Part of the challenge is assessing the state of the aging plant. Some pipes corrode or thin. Older equipment can fail. Steward said they are getting away from analog and to digital controls for the main turbine, feed water, electro hydrological controls, and so on.
“These plants are being operated in a lot of cases extended beyond their original 40-year licenses, going into plant extensions. It’s good to see things are being updated continually, as they grow aged,” said Steward.
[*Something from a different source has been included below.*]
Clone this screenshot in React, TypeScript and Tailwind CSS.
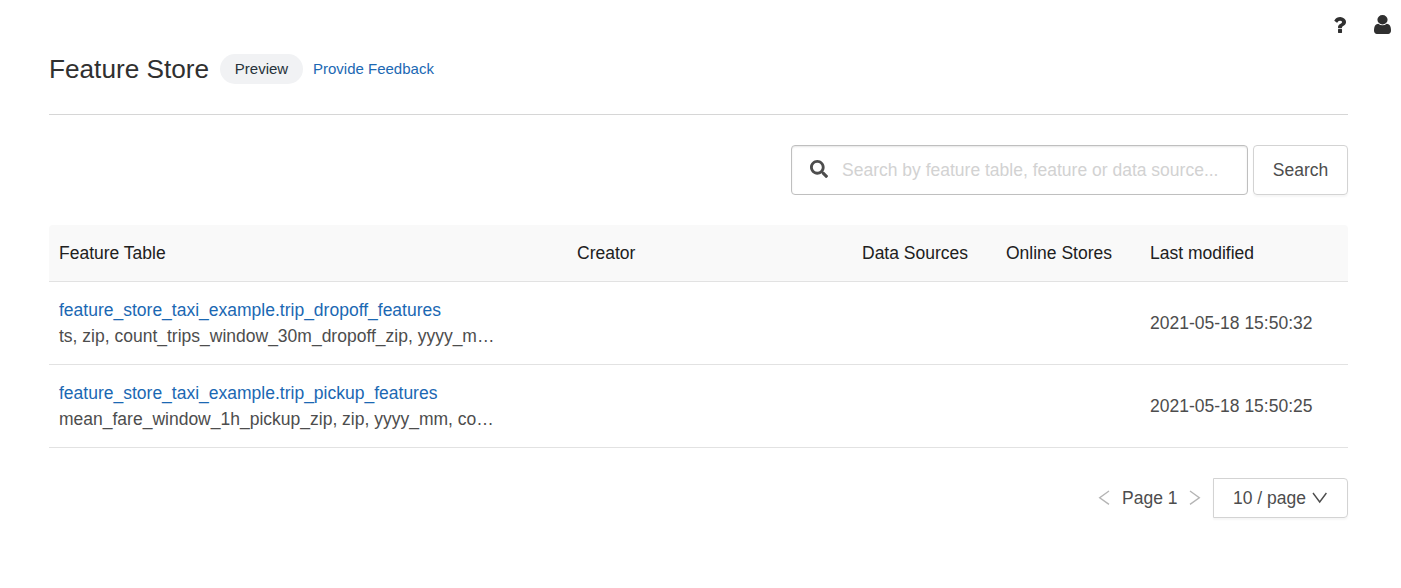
import { FaSearch } from "react-icons/fa";

const COLUMNS = "grid grid-cols-[518px_285px_144px_144px_208px]";

const TABLES = [
  {
    name: "feature_store_taxi_example.trip_dropoff_features",
    features: "ts, zip, count_trips_window_30m_dropoff_zip, yyyy_m…",
    modified: "2021-05-18 15:50:32",
  },
  {
    name: "feature_store_taxi_example.trip_pickup_features",
    features: "mean_fare_window_1h_pickup_zip, zip, yyyy_mm, co…",
    modified: "2021-05-18 15:50:25",
  },
];

function TopBar() {
  return (
    <nav className="flex h-[49px] items-center justify-end gap-[28px] pr-[10px]">
      <button aria-label="Help">
        <svg className="h-[16px] w-[12px]" viewBox="64 192 956 1280" preserveAspectRatio="none" fill="#303030">
          <path d="M704 1192v240q0 16-12 28t-28 12h-240q-16 0-28-12t-12-28v-240q0-16 12-28t28-12h240q16 0 28 12t12 28zm316-600q0 54-15.5 101t-35 76.5-55 59.5-57.5 43.5-61 35.5q-41 23-68.5 65t-27.5 67q0 17-12 32.5t-28 15.5h-240q-15 0-25.5-18.5t-10.5-37.5v-45q0-83 65-156.5t143-108.5q59-27 84-56t25-76q0-42-46.5-74t-107.5-32q-65 0-108 29-35 25-107 115-13 16-31 16-12 0-25-8l-164-125q-13-10-15.5-25t5.5-28q160-266 464-266 80 0 161 31t146 83 106 127.5 41 158.5z" />
        </svg>
      </button>
      <button aria-label="Account">
        <svg className="h-[19px] w-[17px]" viewBox="0 128 1280 1536" preserveAspectRatio="none" fill="#303030">
          <path d="M1280 1399q0 109-62.5 187t-150.5 78h-854q-88 0-150.5-78t-62.5-187q0-85 8.5-160.5t31.5-152 58.5-131 94-89 134.5-34.5q131 128 313 128t313-128q76 0 134.5 34.5t94 89 58.5 131 31.5 152 8.5 160.5zm-256-887q0 159-112.5 271.5t-271.5 112.5-271.5-112.5-112.5-271.5 112.5-271.5 271.5-112.5 271.5 112.5 112.5 271.5z" />
        </svg>
      </button>
    </nav>
  );
}

function Chevron({ path, className }: { path: string; className: string }) {
  return (
    <svg className={className} viewBox="0 0 16 16" fill="none" stroke="currentColor" strokeWidth="1.4">
      <path d={path} />
    </svg>
  );
}

export default function App() {
  return (
    <div className="h-[588px] overflow-hidden bg-white font-['Liberation_Sans',Arial,sans-serif] text-[17.5px] leading-[26px] text-[#4d4d4d]">
      <TopBar />
      <main className="ml-[49px] w-[1299px]">
        <header className="flex h-[66px] items-start border-b border-[#d6d6d6] pt-[5px]">
          <h1 className="w-[171px] text-[26.2px] leading-[30px] whitespace-nowrap text-[#303030]">Feature Store</h1>
          <span className="flex h-[30px] w-[83px] items-center justify-center rounded-full bg-[#f1f2f4] text-[15px] text-[#26323a]">
            Preview
          </span>
          <a className="ml-[10px] text-[15px] leading-[30px] text-[#1b68b3]">Provide Feedback</a>
        </header>

        <div className="mt-[30px] flex h-[50px] justify-end gap-[5px]">
          <label className="flex w-[457px] items-center rounded-[4px] border border-[#bfbfbf] pl-[18px] shadow-[inset_0_1px_2px_rgba(0,0,0,0.1)]">
            <FaSearch className="mb-[2px] size-[18px] text-[#4d4d4d]" />
            <input
              className="ml-[14px] min-w-0 flex-1 outline-none placeholder:text-[#d2d2d2]"
              placeholder="Search by feature table, feature or data source..."
            />
          </label>
          <button className="w-[95px] rounded-[4px] border border-[#d3d3d3] shadow-[0_2px_2px_rgba(0,0,0,0.04)]">
            Search
          </button>
        </div>

        <section className="mt-[30px]">
          <div className={`${COLUMNS} h-[57px] items-center rounded-t-[4px] border-b border-[#e2e2e2] bg-[#f9f9f9] pl-[10px] text-[#202020]`}>
            <span>Feature Table</span>
            <span>Creator</span>
            <span>Data Sources</span>
            <span>Online Stores</span>
            <span>Last modified</span>
          </div>
          {TABLES.map((table) => (
            <div key={table.name} className={`${COLUMNS} h-[83px] items-center border-b border-[#e2e2e2] pl-[10px]`}>
              <div className="whitespace-nowrap">
                <a className="block text-[#1b68b3]">{table.name}</a>
                <p>{table.features}</p>
              </div>
              <span className="col-start-5">{table.modified}</span>
            </div>
          ))}
        </section>

        <footer className="mt-[30px] flex h-[40px] items-center justify-end">
          <Chevron className="size-[16px] text-[#b5b5b5]" path="M13 1 3.7 7.7 13 14.4" />
          <span className="mr-[9.5px] ml-[10.5px] whitespace-nowrap">Page 1</span>
          <Chevron className="size-[16px] text-[#b5b5b5]" path="M3 1 12.3 7.7 3 14.4" />
          <button className="ml-[10px] flex h-[40px] w-[135px] items-center rounded-r-[4px] border border-[#d3d3d3] pl-[19px] shadow-[0_2px_2px_rgba(0,0,0,0.04)]">
            10 / page
            <Chevron className="ml-[6px] size-[16px] text-[#4d4d4d]" path="M1 3 7.7 12 14.4 3" />
          </button>
        </footer>
      </main>
    </div>
  );
}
There’s a limit to changes, though. The Nuclear Regulatory Commission operating license for the Clinton plant has to be amended with each substantive alteration. They don’t want to mess too much with the holistic structure of the plant.
Clinton’s safety record
The Clinton plant has a pretty good safety record. A review of several years of inspection reports shows a few low-level “green” or non-critical system problems. There was one security-related glitch in 2021. The NRC isn’t saying what that was. The last time there was a greater than “green” finding by inspectors was five years ago. Even that was what they call a white-level violation, not the more serious yellow or red designations.
And Muneeruddin said the resident inspectors are well aware of the need to maintain a professional distance that could influence their findings.
“We are part of the community and at the same time we still have to maintain our objectivity. Be friendly with the site employees, but you can’t be friends. And that extends to outside of work as well. I can’t go home and take them out to dinner or go to someone’s house,” said Muneeruddin.
Constellation Energy’s application for a license extension went to the NRC last October. It’ll take about two years for the commission to decide whether to grant the request.
Meanwhile, federal resident inspectors Jeff Steward and Arsalan Muneeruddin will continue working to keep the plant as safe as it is secure.